| AIM OF THE TASK |
All the data should be repeated exactly. Any image in it is left out.

[BEGIN DATASET EXTRACT]

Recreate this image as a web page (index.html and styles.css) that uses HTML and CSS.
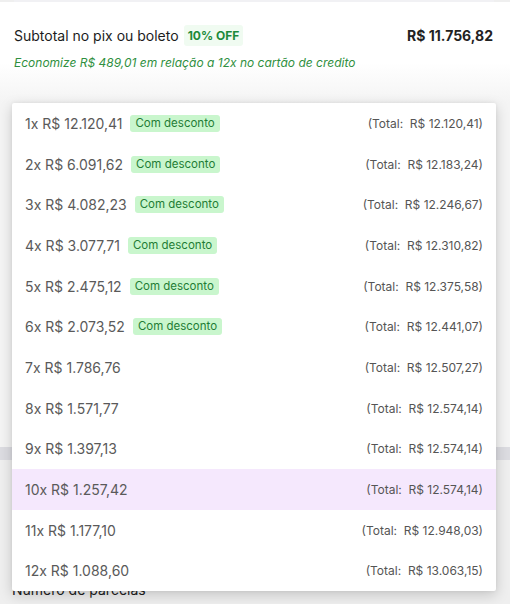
FILE: index.html
```html
<!DOCTYPE html>
<html lang="pt-BR">
<head>
    <meta charset="UTF-8">
    <meta name="viewport" content="width=device-width, initial-scale=1.0">
    <title>Parcelamento</title>
    <link rel="stylesheet" href="styles.css">
</head>
<body>
    <div class="top-card"></div>

    <div class="summary">
        <div class="summary-row">
            <div class="summary-label">
                Subtotal no pix ou boleto
                <span class="off-badge">10% OFF</span>
            </div>
            <div class="summary-price">R$ 11.756,82</div>
        </div>
        <div class="savings">Economize R$ 489,01 em relação a 12x no cartão de credito</div>
    </div>

    <div class="payment-card"></div>
    <div class="payment-band"></div>
    <div class="payment-body">
        <label class="field-label">Número de parcelas</label>
    </div>

    <ul class="installments">
        <li class="option"><span class="amount">1x R$ 12.120,41</span><span class="discount">Com desconto</span><span class="total">(Total:&nbsp; R$ 12.120,41)</span></li>
        <li class="option"><span class="amount">2x R$ 6.091,62</span><span class="discount">Com desconto</span><span class="total">(Total:&nbsp; R$ 12.183,24)</span></li>
        <li class="option"><span class="amount">3x R$ 4.082,23</span><span class="discount">Com desconto</span><span class="total">(Total:&nbsp; R$ 12.246,67)</span></li>
        <li class="option"><span class="amount">4x R$ 3.077,71</span><span class="discount">Com desconto</span><span class="total">(Total:&nbsp; R$ 12.310,82)</span></li>
        <li class="option"><span class="amount">5x R$ 2.475,12</span><span class="discount">Com desconto</span><span class="total">(Total:&nbsp; R$ 12.375,58)</span></li>
        <li class="option"><span class="amount">6x R$ 2.073,52</span><span class="discount">Com desconto</span><span class="total">(Total:&nbsp; R$ 12.441,07)</span></li>
        <li class="option"><span class="amount">7x R$ 1.786,76</span><span class="total">(Total:&nbsp; R$ 12.507,27)</span></li>
        <li class="option"><span class="amount">8x R$ 1.571,77</span><span class="total">(Total:&nbsp; R$ 12.574,14)</span></li>
        <li class="option"><span class="amount">9x R$ 1.397,13</span><span class="total">(Total:&nbsp; R$ 12.574,14)</span></li>
        <li class="option selected"><span class="amount">10x R$ 1.257,42</span><span class="total">(Total:&nbsp; R$ 12.574,14)</span></li>
        <li class="option"><span class="amount">11x R$ 1.177,10</span><span class="total">(Total:&nbsp; R$ 12.948,03)</span></li>
        <li class="option"><span class="amount">12x R$ 1.088,60</span><span class="total">(Total:&nbsp; R$ 13.063,15)</span></li>
    </ul>
</body>
</html>
```

FILE: styles.css
```css
* {
    box-sizing: border-box;
}

body {
    margin: 0;
    font-family: Inter, "Noto Sans", sans-serif;
    background-color: #efefef;
    color: #222;
    position: relative;
}

.top-card {
    height: 2px;
    margin: 0 16px 0 14px;
    background-color: #f1f1f4;
}

.summary {
    padding: 23px 17px 0 14px;
    height: 101px;
    background: linear-gradient(#fff 60%, #f4f4f4);
}

.summary-row {
    display: flex;
    justify-content: space-between;
    align-items: center;
}

.summary-label {
    font-size: 14px;
    color: #1c1c1c;
    display: flex;
    align-items: center;
    gap: 5px;
}

.off-badge {
    font-size: 12px;
    font-weight: 700;
    color: #1c8a3a;
    background-color: #f0fbf1;
    padding: 3px 4px;
    border-radius: 3px;
}

.summary-price {
    font-size: 14px;
    font-weight: 700;
    color: #222;
}

.savings {
    margin-top: 9px;
    font-size: 12px;
    font-style: italic;
    color: #2f8f40;
}

.payment-card {
    height: 344px;
    background-color: #f4f4f4;
}

.payment-band {
    height: 13px;
    background-color: #dcdce1;
}

.payment-body {
    background-color: #efefef;
    height: 144px;
    padding: 119px 12px 0;
}

.field-label {
    font-size: 14px;
    color: #222;
}

.installments {
    list-style-type: none;
    margin: 0;
    padding: 0;
    position: absolute;
    top: 103px;
    left: 12px;
    width: 484px;
    background-color: #fff;
    border-radius: 2px;
    box-shadow: 0 4px 14px rgba(0, 0, 0, 0.18), 0 0 4px rgba(0, 0, 0, 0.06);
}

.option {
    display: flex;
    align-items: center;
    height: 40.7px;
    padding: 0 13px;
    color: #5a5a5a;
}

.option.selected {
    background-color: #f5e8fd;
}

.amount {
    font-size: 14px;
}

.discount {
    margin-left: 8px;
    font-size: 11.5px;
    color: #1f7d35;
    background-color: #c9f6cd;
    padding: 1px 5px 2px;
    border-radius: 3px;
}

.total {
    margin-left: auto;
    font-size: 12px;
    color: #555;
}
```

[END DATASET EXTRACT]

| RESPONSE |
Recreate this image as a web page (index.html and styles.css) that uses HTML and CSS.
FILE: index.html
```html
<!DOCTYPE html>
<html lang="pt-BR">
<head>
    <meta charset="UTF-8">
    <meta name="viewport" content="width=device-width, initial-scale=1.0">
    <title>Parcelamento</title>
    <link rel="stylesheet" href="styles.css">
</head>
<body>
    <div class="top-card"></div>

    <div class="summary">
        <div class="summary-row">
            <div class="summary-label">
                Subtotal no pix ou boleto
                <span class="off-badge">10% OFF</span>
            </div>
            <div class="summary-price">R$ 11.756,82</div>
        </div>
        <div class="savings">Economize R$ 489,01 em relação a 12x no cartão de credito</div>
    </div>

    <div class="payment-card"></div>
    <div class="payment-band"></div>
    <div class="payment-body">
        <label class="field-label">Número de parcelas</label>
    </div>

    <ul class="installments">
        <li class="option"><span class="amount">1x R$ 12.120,41</span><span class="discount">Com desconto</span><span class="total">(Total:&nbsp; R$ 12.120,41)</span></li>
        <li class="option"><span class="amount">2x R$ 6.091,62</span><span class="discount">Com desconto</span><span class="total">(Total:&nbsp; R$ 12.183,24)</span></li>
        <li class="option"><span class="amount">3x R$ 4.082,23</span><span class="discount">Com desconto</span><span class="total">(Total:&nbsp; R$ 12.246,67)</span></li>
        <li class="option"><span class="amount">4x R$ 3.077,71</span><span class="discount">Com desconto</span><span class="total">(Total:&nbsp; R$ 12.310,82)</span></li>
        <li class="option"><span class="amount">5x R$ 2.475,12</span><span class="discount">Com desconto</span><span class="total">(Total:&nbsp; R$ 12.375,58)</span></li>
        <li class="option"><span class="amount">6x R$ 2.073,52</span><span class="discount">Com desconto</span><span class="total">(Total:&nbsp; R$ 12.441,07)</span></li>
        <li class="option"><span class="amount">7x R$ 1.786,76</span><span class="total">(Total:&nbsp; R$ 12.507,27)</span></li>
        <li class="option"><span class="amount">8x R$ 1.571,77</span><span class="total">(Total:&nbsp; R$ 12.574,14)</span></li>
        <li class="option"><span class="amount">9x R$ 1.397,13</span><span class="total">(Total:&nbsp; R$ 12.574,14)</span></li>
        <li class="option selected"><span class="amount">10x R$ 1.257,42</span><span class="total">(Total:&nbsp; R$ 12.574,14)</span></li>
        <li class="option"><span class="amount">11x R$ 1.177,10</span><span class="total">(Total:&nbsp; R$ 12.948,03)</span></li>
        <li class="option"><span class="amount">12x R$ 1.088,60</span><span class="total">(Total:&nbsp; R$ 13.063,15)</span></li>
    </ul>
</body>
</html>
```

FILE: styles.css
```css
* {
    box-sizing: border-box;
}

body {
    margin: 0;
    font-family: Inter, "Noto Sans", sans-serif;
    background-color: #efefef;
    color: #222;
    position: relative;
}

.top-card {
    height: 2px;
    margin: 0 16px 0 14px;
    background-color: #f1f1f4;
}

.summary {
    padding: 23px 17px 0 14px;
    height: 101px;
    background: linear-gradient(#fff 60%, #f4f4f4);
}

.summary-row {
    display: flex;
    justify-content: space-between;
    align-items: center;
}

.summary-label {
    font-size: 14px;
    color: #1c1c1c;
    display: flex;
    align-items: center;
    gap: 5px;
}

.off-badge {
    font-size: 12px;
    font-weight: 700;
    color: #1c8a3a;
    background-color: #f0fbf1;
    padding: 3px 4px;
    border-radius: 3px;
}

.summary-price {
    font-size: 14px;
    font-weight: 700;
    color: #222;
}

.savings {
    margin-top: 9px;
    font-size: 12px;
    font-style: italic;
    color: #2f8f40;
}

.payment-card {
    height: 344px;
    background-color: #f4f4f4;
}

.payment-band {
    height: 13px;
    background-color: #dcdce1;
}

.payment-body {
    background-color: #efefef;
    height: 144px;
    padding: 119px 12px 0;
}

.field-label {
    font-size: 14px;
    color: #222;
}

.installments {
    list-style-type: none;
    margin: 0;
    padding: 0;
    position: absolute;
    top: 103px;
    left: 12px;
    width: 484px;
    background-color: #fff;
    border-radius: 2px;
    box-shadow: 0 4px 14px rgba(0, 0, 0, 0.18), 0 0 4px rgba(0, 0, 0, 0.06);
}

.option {
    display: flex;
    align-items: center;
    height: 40.7px;
    padding: 0 13px;
    color: #5a5a5a;
}

.option.selected {
    background-color: #f5e8fd;
}

.amount {
    font-size: 14px;
}

.discount {
    margin-left: 8px;
    font-size: 11.5px;
    color: #1f7d35;
    background-color: #c9f6cd;
    padding: 1px 5px 2px;
    border-radius: 3px;
}

.total {
    margin-left: auto;
    font-size: 12px;
    color: #555;
}
```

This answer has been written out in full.